[Records for the exercise]
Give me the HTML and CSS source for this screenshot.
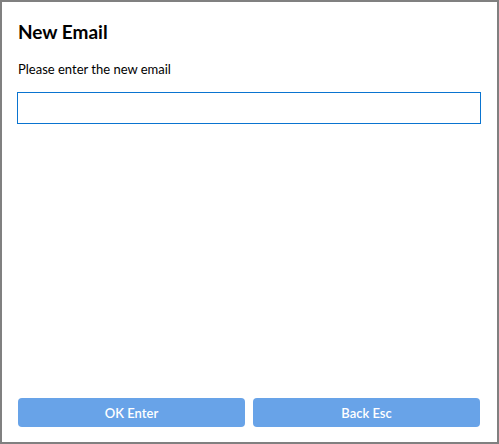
FILE: index.html
```html
<!DOCTYPE html>
<html>
<head>
<meta charset="utf-8">
<link rel="stylesheet" href="styles.css">
</head>
<body>
<div class="dialog">
  <h1 class="title">New Email</h1>
  <p class="prompt">Please enter the new email</p>
  <input class="field" type="text">
  <div class="spacer"></div>
  <div class="actions">
    <button class="btn">OK Enter</button>
    <button class="btn">Back Esc</button>
  </div>
</div>
</body>
</html>
```
FILE: styles.css
```css
html, body {
  margin: 0;
  padding: 0;
  background: #ffffff;
}
.dialog {
  box-sizing: border-box;
  width: 499px;
  height: 444px;
  border: 2px solid #808080;
  padding: 0 16px 15px 15px;
  display: flex;
  flex-direction: column;
  font-family: Lato, "Noto Sans", sans-serif;
  color: #000;
}
.title {
  margin: 18px 0 0 1px;
  font-size: 19px;
  line-height: 24px;
  font-weight: 700;
}
.prompt {
  margin: 16px 0 0 1px;
  font-size: 13px;
  line-height: 18px;
}
.field {
  box-sizing: border-box;
  margin: 14px 0 0 0;
  width: 464px;
  height: 32px;
  border: 1px solid #0a74d0;
  border-radius: 0;
  padding: 0 6px;
  outline: none;
  font-family: inherit;
  font-size: 14px;
}
.spacer {
  flex: 1;
}
.actions {
  display: flex;
  gap: 8px;
  margin: 0 1px;
}
.btn {
  flex: 1;
  height: 29px;
  border: none;
  border-radius: 4px;
  background: #68a3e8;
  color: #ffffff;
  font-family: inherit;
  font-size: 13px;
  font-weight: 600;
  padding: 0;
}
```
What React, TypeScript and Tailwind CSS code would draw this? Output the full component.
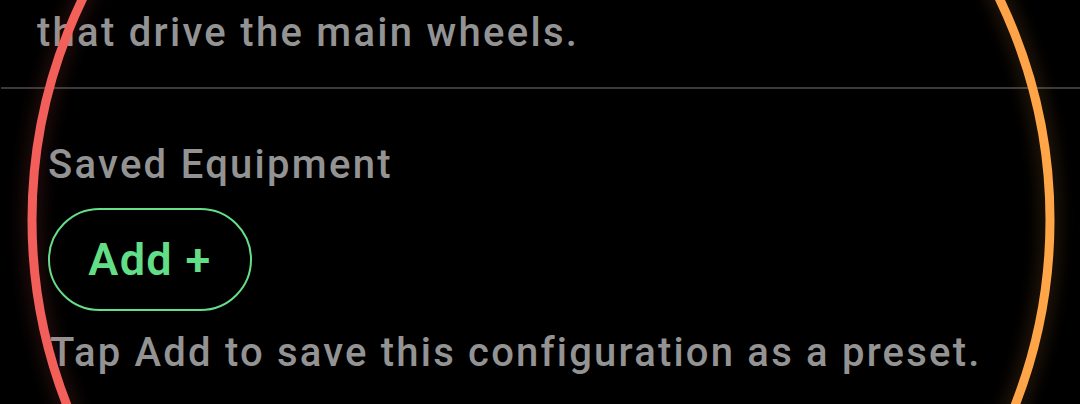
import React from "react";

export default function App() {
  return (
    <div
      className="relative w-[1080px] h-[404px] overflow-hidden bg-black"
      style={{ fontFamily: "Roboto, 'Noto Sans', sans-serif" }}
    >
      <div className="flex flex-col">
        <p className="mt-[9px] pl-[37px] text-[40px] font-medium leading-[48px] tracking-[0.057em] text-[#939393]">
          that drive the main wheels.
        </p>
        <div className="mt-[30px] ml-[1px] h-[2px] bg-[#3a3a3a]" />
        <div className="flex flex-col items-start pl-[48px]">
          <p className="mt-[52px] text-[40px] font-medium leading-[48px] tracking-[0.057em] text-[#939393]">
            Saved Equipment
          </p>
          <button className="mt-[19px] flex h-[103px] w-[204px] items-center justify-center rounded-full border-2 border-[#66dd88] text-[45px] font-semibold tracking-[0.03em] text-[#62de86]">
            Add +
          </button>
          <p className="mt-[18px] ml-[2px] text-[40px] font-medium leading-[48px] tracking-[0.055em] text-[#939393]">
            Tap Add to save this configuration as a preset.
          </p>
        </div>
      </div>
      <svg
        className="pointer-events-none absolute inset-0"
        width="1080"
        height="404"
        viewBox="0 0 1080 404"
      >
        <defs>
          <linearGradient id="ring" x1="0" y1="0" x2="1" y2="0">
            <stop offset="0%" stopColor="#f25e5a" />
            <stop offset="100%" stopColor="#ffa648" />
          </linearGradient>
          <filter id="blur" x="-10%" y="-10%" width="120%" height="120%">
            <feGaussianBlur stdDeviation="8" />
          </filter>
        </defs>
        <circle cx="541" cy="220" r="509" fill="none" stroke="url(#ring)" strokeWidth="22" opacity="0.12" filter="url(#blur)" />
        <circle cx="541" cy="220" r="509" fill="none" stroke="url(#ring)" strokeWidth="9" />
      </svg>
    </div>
  );
}
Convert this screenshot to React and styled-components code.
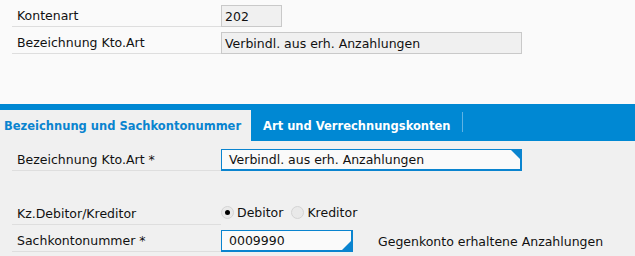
import React from 'react'
import styled, { createGlobalStyle } from 'styled-components'

const GlobalStyle = createGlobalStyle`
 html, body {
  margin: 0;
  padding: 0;
  background: #fafafa;
 }
 body {
  font-family: 'DejaVu Sans', Verdana, sans-serif;
  font-size: 12.5px;
  color: #111;
 }
`

const Page = styled.div`
 width: 635px;
 height: 256px;
 overflow: hidden;
 display: flex;
 flex-direction: column;
`

const Header = styled.section`
 height: 104px;
 padding: 5px 0 0 12px;
 box-sizing: border-box;
 display: flex;
 flex-direction: column;
 gap: 5px;
`

const Row = styled.div`
 display: grid;
 grid-template-columns: 209px auto;
 height: 22px;
 margin-top: ${(p) => p.$top || 0}px;
`

const Label = styled.div`
 border-bottom: 1px solid #dedede;
 padding-left: 5px;
 display: flex;
 align-items: center;
 white-space: nowrap;
`

const Field = styled.div`
 position: relative;
 width: ${(p) => p.$width}px;
 height: 22px;
 box-sizing: border-box;
 padding-left: ${(p) => (p.$edit ? 7 : 3)}px;
 display: flex;
 align-items: center;
 white-space: nowrap;
 background: ${(p) => (p.$edit ? '#fafafa' : '#f0f0f0')};
 border: 1px solid ${(p) => (p.$edit ? '#0a84cf' : '#c9c9c9')};
 ${(p) => (p.$edit ? 'border-width: 1px 2px 2px 1px;' : '')}
`

const Corner = styled.span`
 position: absolute;
 right: 0;
 ${(p) => (p.$bottom ? 'bottom: 0;' : 'top: 0;')}
 width: 0;
 height: 0;
 border-style: solid;
 border-width: ${(p) => (p.$bottom ? '0 0 9px 9px' : '0 9px 9px 0')};
 border-color: ${(p) =>
  p.$bottom
   ? 'transparent transparent #0a84cf transparent'
   : 'transparent #0a84cf transparent transparent'};
`

const TabBar = styled.nav`
 height: 37px;
 background: #0088d3;
 display: flex;
 align-items: flex-end;
`

const Tab = styled.div`
 height: 31px;
 box-sizing: border-box;
 padding: ${(p) => (p.$active ? '0 10px 0 4px' : '0 11px 0 12px')};
 display: flex;
 align-items: center;
 font-weight: bold;
 font-size: 11.5px;
 white-space: nowrap;
 background: ${(p) => (p.$active ? '#f0f0f0' : 'transparent')};
 color: ${(p) => (p.$active ? '#0a84cf' : '#fff')};
`

const TabDivider = styled.span`
 width: 1px;
 height: 20px;
 margin-bottom: 9px;
 background: #5fb3e4;
`

const Content = styled.section`
 flex: 1;
 background: #f0f0f0;
 padding: 8px 0 0 12px;
 display: flex;
 flex-direction: column;
`

const Radios = styled.div`
 display: flex;
 align-items: center;
 gap: 8px;
 padding-top: 1px;
 align-self: start;
 height: 16px;
`

const Radio = styled.label`
 display: flex;
 align-items: center;
 gap: 3px;
`

const Circle = styled.span`
 width: 13px;
 height: 13px;
 box-sizing: border-box;
 border-radius: 50%;
 border: 1px solid #d4d4d4;
 background: #e9e9e9;
 display: flex;
 align-items: center;
 justify-content: center;
 &::after {
  content: '';
  width: 5px;
  height: 5px;
  border-radius: 50%;
  background: ${(p) => (p.$checked ? '#000' : 'transparent')};
 }
`

const FieldLine = styled.div`
 display: flex;
 align-items: center;
 gap: 25px;
`

const Hint = styled.span`
 white-space: nowrap;
`

export default function App() {
 return (
  <Page>
   <GlobalStyle />
   <Header>
    <Row>
     <Label>Kontenart</Label>
     <Field $width={61}>202</Field>
    </Row>
    <Row>
     <Label>Bezeichnung Kto.Art</Label>
     <Field $width={301}>Verbindl. aus erh. Anzahlungen</Field>
    </Row>
   </Header>
   <TabBar>
    <Tab $active>Bezeichnung und Sachkontonummer</Tab>
    <Tab>Art und Verrechnungskonten</Tab>
    <TabDivider />
   </TabBar>
   <Content>
    <Row>
     <Label>Bezeichnung Kto.Art *</Label>
     <Field $width={301} $edit>
      Verbindl. aus erh. Anzahlungen
      <Corner />
     </Field>
    </Row>
    <Row $top={32}>
     <Label>Kz.Debitor/Kreditor</Label>
     <Radios>
      <Radio>
       <Circle $checked />
       Debitor
      </Radio>
      <Radio>
       <Circle />
       Kreditor
      </Radio>
     </Radios>
    </Row>
    <Row $top={5}>
     <Label>Sachkontonummer *</Label>
     <FieldLine>
      <Field $width={132} $edit>
       0009990
       <Corner $bottom />
      </Field>
      <Hint>Gegenkonto erhaltene Anzahlungen</Hint>
     </FieldLine>
    </Row>
   </Content>
  </Page>
 )
}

[The task] Select every line where the word "full" occurs.

[Completed exercise]
What React, TypeScript and Tailwind CSS code would draw this? Output the full component.
          <button className="mt-[19px] flex h-[103px] w-[204px] items-center justify-center rounded-full border-2 border-[#66dd88] text-[45px] font-semibold tracking-[0.03em] text-[#62de86]">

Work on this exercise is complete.